start ROWS

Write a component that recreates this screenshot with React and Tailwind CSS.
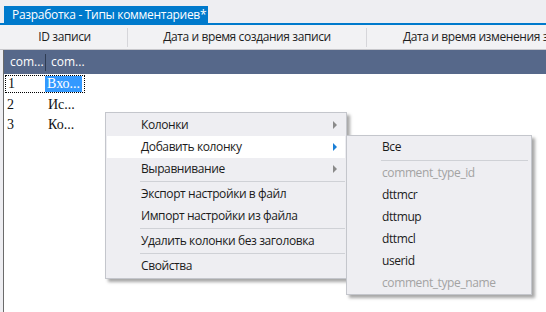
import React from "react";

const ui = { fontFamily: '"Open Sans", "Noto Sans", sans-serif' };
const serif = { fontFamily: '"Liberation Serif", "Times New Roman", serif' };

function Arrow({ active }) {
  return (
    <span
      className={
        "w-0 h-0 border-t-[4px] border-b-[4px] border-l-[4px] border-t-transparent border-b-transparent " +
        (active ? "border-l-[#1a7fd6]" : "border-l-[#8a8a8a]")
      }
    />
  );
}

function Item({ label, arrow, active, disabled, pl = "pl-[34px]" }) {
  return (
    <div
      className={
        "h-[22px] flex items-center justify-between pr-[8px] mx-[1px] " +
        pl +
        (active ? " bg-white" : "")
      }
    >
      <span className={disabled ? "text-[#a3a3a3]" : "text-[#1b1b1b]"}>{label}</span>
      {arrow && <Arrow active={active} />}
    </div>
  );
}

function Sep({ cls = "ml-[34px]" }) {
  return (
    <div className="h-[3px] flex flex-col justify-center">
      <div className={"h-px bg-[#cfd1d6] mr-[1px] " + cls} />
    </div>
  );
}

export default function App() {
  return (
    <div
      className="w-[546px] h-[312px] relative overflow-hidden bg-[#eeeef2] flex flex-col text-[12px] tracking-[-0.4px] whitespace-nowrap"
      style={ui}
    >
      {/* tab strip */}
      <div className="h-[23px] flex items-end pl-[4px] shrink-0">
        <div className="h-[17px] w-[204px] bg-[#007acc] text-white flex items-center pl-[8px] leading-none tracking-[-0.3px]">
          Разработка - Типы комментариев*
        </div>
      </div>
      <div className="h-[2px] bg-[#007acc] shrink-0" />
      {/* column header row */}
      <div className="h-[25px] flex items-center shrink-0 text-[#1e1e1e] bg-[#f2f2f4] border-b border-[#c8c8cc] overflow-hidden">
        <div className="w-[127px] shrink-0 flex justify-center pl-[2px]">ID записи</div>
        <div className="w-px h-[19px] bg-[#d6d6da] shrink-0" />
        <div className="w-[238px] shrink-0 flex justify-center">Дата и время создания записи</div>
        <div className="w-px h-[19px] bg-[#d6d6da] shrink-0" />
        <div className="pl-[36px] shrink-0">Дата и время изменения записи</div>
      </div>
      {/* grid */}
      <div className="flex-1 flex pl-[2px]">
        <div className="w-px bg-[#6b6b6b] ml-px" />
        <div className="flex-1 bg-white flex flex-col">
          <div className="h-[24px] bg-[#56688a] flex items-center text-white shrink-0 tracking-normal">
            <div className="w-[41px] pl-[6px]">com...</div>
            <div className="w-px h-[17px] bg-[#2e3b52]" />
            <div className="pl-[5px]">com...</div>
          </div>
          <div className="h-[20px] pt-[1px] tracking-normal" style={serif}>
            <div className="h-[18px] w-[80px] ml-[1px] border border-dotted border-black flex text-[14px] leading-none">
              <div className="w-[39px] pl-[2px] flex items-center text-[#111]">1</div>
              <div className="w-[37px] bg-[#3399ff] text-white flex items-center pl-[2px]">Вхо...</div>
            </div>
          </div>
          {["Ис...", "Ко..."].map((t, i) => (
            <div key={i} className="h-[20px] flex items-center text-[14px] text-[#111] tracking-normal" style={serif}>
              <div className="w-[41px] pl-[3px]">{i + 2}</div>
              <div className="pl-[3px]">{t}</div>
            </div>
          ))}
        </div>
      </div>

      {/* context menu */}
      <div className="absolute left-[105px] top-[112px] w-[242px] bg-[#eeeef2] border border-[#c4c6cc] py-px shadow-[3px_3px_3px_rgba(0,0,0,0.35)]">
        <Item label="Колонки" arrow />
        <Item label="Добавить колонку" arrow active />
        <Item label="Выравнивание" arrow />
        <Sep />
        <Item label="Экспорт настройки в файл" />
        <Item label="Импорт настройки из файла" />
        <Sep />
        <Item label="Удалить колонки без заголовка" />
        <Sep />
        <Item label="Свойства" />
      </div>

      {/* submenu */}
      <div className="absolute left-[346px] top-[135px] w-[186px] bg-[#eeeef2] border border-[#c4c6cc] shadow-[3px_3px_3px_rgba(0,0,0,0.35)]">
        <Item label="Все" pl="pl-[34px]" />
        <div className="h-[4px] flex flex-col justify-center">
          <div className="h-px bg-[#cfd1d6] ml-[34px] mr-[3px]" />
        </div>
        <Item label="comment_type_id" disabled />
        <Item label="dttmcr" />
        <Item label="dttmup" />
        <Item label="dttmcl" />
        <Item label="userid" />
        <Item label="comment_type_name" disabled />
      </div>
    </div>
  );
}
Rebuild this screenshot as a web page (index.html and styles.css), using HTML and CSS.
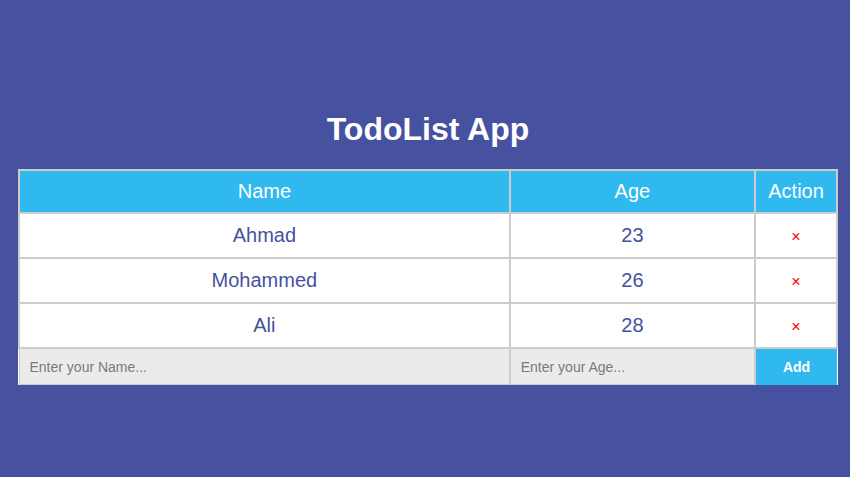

end ROWS

## GIVEN PROBLEM
Leave out all images, then reproduce the entries above exactly.

## FINAL ANSWER
Write a component that recreates this screenshot with React and Tailwind CSS.
import React from "react";

const ui = { fontFamily: '"Open Sans", "Noto Sans", sans-serif' };
const serif = { fontFamily: '"Liberation Serif", "Times New Roman", serif' };

function Arrow({ active }) {
  return (
    <span
      className={
        "w-0 h-0 border-t-[4px] border-b-[4px] border-l-[4px] border-t-transparent border-b-transparent " +
        (active ? "border-l-[#1a7fd6]" : "border-l-[#8a8a8a]")
      }
    />
  );
}

function Item({ label, arrow, active, disabled, pl = "pl-[34px]" }) {
  return (
    <div
      className={
        "h-[22px] flex items-center justify-between pr-[8px] mx-[1px] " +
        pl +
        (active ? " bg-white" : "")
      }
    >
      <span className={disabled ? "text-[#a3a3a3]" : "text-[#1b1b1b]"}>{label}</span>
      {arrow && <Arrow active={active} />}
    </div>
  );
}

function Sep({ cls = "ml-[34px]" }) {
  return (
    <div className="h-[3px] flex flex-col justify-center">
      <div className={"h-px bg-[#cfd1d6] mr-[1px] " + cls} />
    </div>
  );
}

export default function App() {
  return (
    <div
      className="w-[546px] h-[312px] relative overflow-hidden bg-[#eeeef2] flex flex-col text-[12px] tracking-[-0.4px] whitespace-nowrap"
      style={ui}
    >
      {/* tab strip */}
      <div className="h-[23px] flex items-end pl-[4px] shrink-0">
        <div className="h-[17px] w-[204px] bg-[#007acc] text-white flex items-center pl-[8px] leading-none tracking-[-0.3px]">
          Разработка - Типы комментариев*
        </div>
      </div>
      <div className="h-[2px] bg-[#007acc] shrink-0" />
      {/* column header row */}
      <div className="h-[25px] flex items-center shrink-0 text-[#1e1e1e] bg-[#f2f2f4] border-b border-[#c8c8cc] overflow-hidden">
        <div className="w-[127px] shrink-0 flex justify-center pl-[2px]">ID записи</div>
        <div className="w-px h-[19px] bg-[#d6d6da] shrink-0" />
        <div className="w-[238px] shrink-0 flex justify-center">Дата и время создания записи</div>
        <div className="w-px h-[19px] bg-[#d6d6da] shrink-0" />
        <div className="pl-[36px] shrink-0">Дата и время изменения записи</div>
      </div>
      {/* grid */}
      <div className="flex-1 flex pl-[2px]">
        <div className="w-px bg-[#6b6b6b] ml-px" />
        <div className="flex-1 bg-white flex flex-col">
          <div className="h-[24px] bg-[#56688a] flex items-center text-white shrink-0 tracking-normal">
            <div className="w-[41px] pl-[6px]">com...</div>
            <div className="w-px h-[17px] bg-[#2e3b52]" />
            <div className="pl-[5px]">com...</div>
          </div>
          <div className="h-[20px] pt-[1px] tracking-normal" style={serif}>
            <div className="h-[18px] w-[80px] ml-[1px] border border-dotted border-black flex text-[14px] leading-none">
              <div className="w-[39px] pl-[2px] flex items-center text-[#111]">1</div>
              <div className="w-[37px] bg-[#3399ff] text-white flex items-center pl-[2px]">Вхо...</div>
            </div>
          </div>
          {["Ис...", "Ко..."].map((t, i) => (
            <div key={i} className="h-[20px] flex items-center text-[14px] text-[#111] tracking-normal" style={serif}>
              <div className="w-[41px] pl-[3px]">{i + 2}</div>
              <div className="pl-[3px]">{t}</div>
            </div>
          ))}
        </div>
      </div>

      {/* context menu */}
      <div className="absolute left-[105px] top-[112px] w-[242px] bg-[#eeeef2] border border-[#c4c6cc] py-px shadow-[3px_3px_3px_rgba(0,0,0,0.35)]">
        <Item label="Колонки" arrow />
        <Item label="Добавить колонку" arrow active />
        <Item label="Выравнивание" arrow />
        <Sep />
        <Item label="Экспорт настройки в файл" />
        <Item label="Импорт настройки из файла" />
        <Sep />
        <Item label="Удалить колонки без заголовка" />
        <Sep />
        <Item label="Свойства" />
      </div>

      {/* submenu */}
      <div className="absolute left-[346px] top-[135px] w-[186px] bg-[#eeeef2] border border-[#c4c6cc] shadow-[3px_3px_3px_rgba(0,0,0,0.35)]">
        <Item label="Все" pl="pl-[34px]" />
        <div className="h-[4px] flex flex-col justify-center">
          <div className="h-px bg-[#cfd1d6] ml-[34px] mr-[3px]" />
        </div>
        <Item label="comment_type_id" disabled />
        <Item label="dttmcr" />
        <Item label="dttmup" />
        <Item label="dttmcl" />
        <Item label="userid" />
        <Item label="comment_type_name" disabled />
      </div>
    </div>
  );
}
Rebuild this screenshot as a web page (index.html and styles.css), using HTML and CSS.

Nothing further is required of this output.